Task instructions
Search the data below for the string "page". Extract every line that contains it.

Given material
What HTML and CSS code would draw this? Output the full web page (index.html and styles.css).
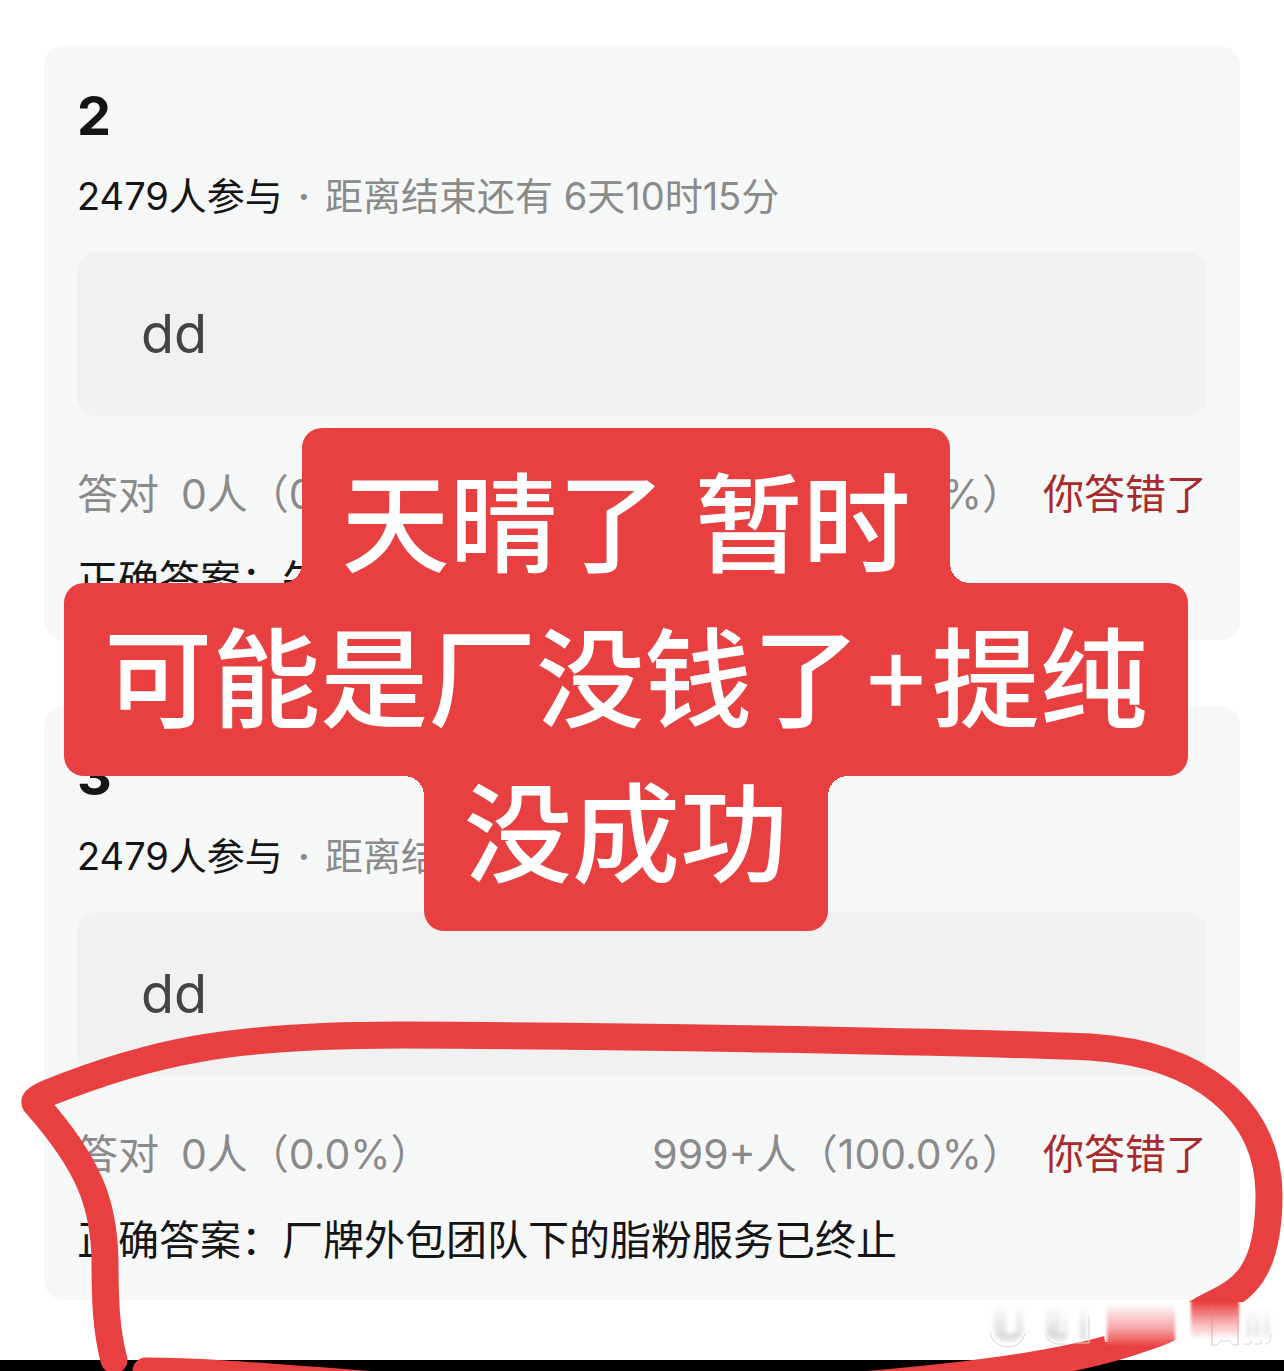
FILE: index.html
```
<!DOCTYPE html>
<html lang="zh-CN">

<head>
    <meta charset="UTF-8">
    <meta name="viewport" content="width=device-width, initial-scale=1.0">
    <title>投票</title>
    <link rel="stylesheet" href="styles.css">
</head>

<body>
    <div class="page">
        <main class="list">
            <section class="card">
                <h2>2</h2>
                <p class="meta"><span class="joined">2479人参与</span><span class="dot">·</span>距离结束还有 6天10时15分</p>
                <div class="option">dd</div>
                <div class="result">
                    <span class="label">答对</span>
                    <span>0人（0.0%）</span>
                    <span class="wrong-count">999+人（100.0%）</span>
                    <span class="status">你答错了</span>
                </div>
                <p class="answer">正确答案：午</p>
            </section>

            <section class="card">
                <h2>3</h2>
                <p class="meta"><span class="joined">2479人参与</span><span class="dot">·</span>距离结束还有 6天10时15分</p>
                <div class="option">dd</div>
                <div class="result">
                    <span class="label">答对</span>
                    <span>0人（0.0%）</span>
                    <span class="wrong-count">999+人（100.0%）</span>
                    <span class="status">你答错了</span>
                </div>
                <p class="answer">正确答案：厂牌外包团队下的脂粉服务已终止</p>
            </section>
        </main>
        <div class="bottom-bar"></div>

        <div class="sticker">
            <div class="line line-top">天晴了 暂时</div>
            <div class="line line-mid">可能是厂没钱了<span class="plus">+</span>提纯</div>
            <div class="line line-end">没成功</div>
        </div>

        <svg class="marker" viewBox="0 0 1284 1371" aria-hidden="true">
            <defs>
                <linearGradient id="fadeIn" x1="0" y1="0" x2="0" y2="1">
                    <stop offset="0" stop-color="#fff" />
                    <stop offset="0.5" stop-color="#f6aaab" />
                    <stop offset="0.9" stop-color="#e84040" />
                </linearGradient>
                <linearGradient id="fadeOut" x1="0" y1="0" x2="0" y2="1">
                    <stop offset="0" stop-color="#e84040" />
                    <stop offset="0.5" stop-color="#f6a9a9" />
                    <stop offset="1" stop-color="#fff" />
                </linearGradient>
                <linearGradient id="grey" x1="0" y1="0" x2="0" y2="1">
                    <stop offset="0" stop-color="#ddd" stop-opacity="0" />
                    <stop offset="0.8" stop-color="#dcdcdc" />
                    <stop offset="1" stop-color="#eee" />
                </linearGradient>
                <filter id="soft" x="-20%" y="-20%" width="140%" height="140%">
                    <feGaussianBlur stdDeviation="1.5 0" />
                </filter>
                <filter id="softer" x="-20%" y="-20%" width="140%" height="140%">
                    <feGaussianBlur stdDeviation="2.5 1" />
                </filter>
            </defs>

            <g class="stroke">
                <path d="M114 1360C106 1330 105 1300 105 1260C104 1205 90 1165 35 1103C34 1100 39 1097 48 1093C150 1052 230 1035 400 1035C600 1036 900 1040 1090 1047C1200 1054 1269 1110 1269 1195C1269 1290 1230 1293 1200 1311C1130 1358 990 1380 700 1396C450 1400 270 1371 146 1371" />
            </g>

            <!-- smudged watermark -->
            <path d="M1100 1302H1244V1340H1175L1105 1342Z" fill="#fff" />
            <path d="M1107 1303H1175V1340Q1140 1358 1107 1348Z" fill="url(#fadeIn)" filter="url(#soft)" />
            <path d="M1191 1302H1239V1340H1191Z" fill="url(#fadeOut)" filter="url(#soft)" />
            <g filter="url(#softer)" fill="url(#grey)">
                <path d="M994 1304H1006V1330Q1010 1338 1016 1330V1304H1023V1330Q1020 1343 1008 1343Q995 1342 994 1328Z" />
                <path d="M1046 1304H1060V1333H1064V1304H1067V1340Q1048 1346 1046 1330Z" />
                <path d="M1080 1304H1086V1341H1080Z" />
                <path d="M1247 1304H1251V1338H1247ZM1255 1304H1259V1338H1255ZM1265 1304H1269V1338H1265Z" />
            </g>
            <g fill="none" stroke="#d6d6d6" stroke-width="1">
                <path d="M990 1332Q992 1346 1008 1347Q1022 1346 1025 1334" />
                <path d="M1045 1334Q1048 1346 1066 1344M1075 1343H1089V1316" />
                <path d="M1212 1345H1217L1220 1341H1230L1233 1345H1238" />
                <path d="M1244 1344H1251V1340M1255 1344H1261V1340M1265 1344Q1271 1345 1271 1334" />
                <path d="M1212 1306V1345M1238 1306V1345" stroke="#d08a8a" stroke-opacity="0.6" />
            </g>
        </svg>
    </div>
</body>

</html>
```
FILE: styles.css
```
:root {
    --red: #e84040;
    --card: #f6f7f7;
    --option: #f1f1f1;
    --grey: #8a8a8a;
    --black: #151515;
}

* {
    box-sizing: border-box;
}

body {
    margin: 0;
    background-color: white;
    color: var(--black);
    font-family: Inter, "Noto Sans CJK SC", sans-serif;
}

.page {
    position: relative;
    overflow: hidden;
}

.list {
    display: flex;
    flex-direction: column;
    gap: 66px;
    padding: 46px 44px 60px;
}

.card {
    padding: 40px 33px 30px;
    border-radius: 20px;
    background-color: var(--card);
}

h2,
p {
    margin: 0;
}

h2 {
    font-size: 54px;
    line-height: 60px;
    font-weight: 700;
}

.meta {
    margin-top: 22px;
    font-size: 38px;
    line-height: 56px;
    color: var(--grey);
}

.joined {
    color: var(--black);
}

.dot {
    margin: 0 15px;
    font-weight: 600;
}

.option {
    margin-top: 28px;
    padding: 50px 64px;
    border-radius: 20px;
    background-color: var(--option);
    font-size: 54px;
    line-height: 64px;
    color: #444;
}

.result {
    display: flex;
    margin-top: 48px;
    font-size: 41px;
    line-height: 60px;
    color: var(--grey);
}

.label {
    margin-right: 22px;
}

.wrong-count {
    margin-left: auto;
}

.status {
    margin-left: 20px;
    color: #a82a2a;
}

.answer {
    margin-top: 26px;
    font-size: 41px;
    line-height: 60px;
}

/* red caption over the cards */
.sticker {
    position: absolute;
    top: 428px;
    left: 0;
    right: 32px;
    display: flex;
    flex-direction: column;
    align-items: center;
    color: white;
    font-size: 108px;
    font-weight: 500;
    white-space: nowrap;
}

.line {
    position: relative;
    padding: 0 40px;
    line-height: 193px;
    border-radius: 20px;
    background-color: var(--red);
}

.line-top,
.line-end {
    height: 155px;
}

.line-top {
    border-radius: 20px 20px 0 0;
}

.line-end {
    line-height: 117px;
    border-radius: 0 0 20px 20px;
}

.plus {
    font-weight: 400;
    font-feature-settings: "case";
}

/* inner rounded corners where the lines join */
.line-top::before,
.line-top::after,
.line-end::before,
.line-end::after {
    content: "";
    position: absolute;
    width: 20px;
    height: 20px;
}

.line-top::before,
.line-top::after {
    bottom: 0;
}

.line-end::before,
.line-end::after {
    top: 0;
}

.line::before {
    right: 100%;
}

.line::after {
    left: 100%;
}

.line-top::before {
    background: radial-gradient(circle at 0 0, transparent 20px, var(--red) 20px);
}

.line-top::after {
    background: radial-gradient(circle at 100% 0, transparent 20px, var(--red) 20px);
}

.line-end::before {
    background: radial-gradient(circle at 0 100%, transparent 20px, var(--red) 20px);
}

.line-end::after {
    background: radial-gradient(circle at 100% 100%, transparent 20px, var(--red) 20px);
}

.marker {
    position: absolute;
    top: 0;
    left: 0;
    width: 100%;
}

.stroke {
    fill: none;
    stroke: var(--red);
    stroke-width: 27px;
    stroke-linecap: round;
    stroke-linejoin: round;
}

.bottom-bar {
    height: 11px;
    background-color: black;
}
```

Output below
What HTML and CSS code would draw this? Output the full web page (index.html and styles.css).
    <div class="page">
.page {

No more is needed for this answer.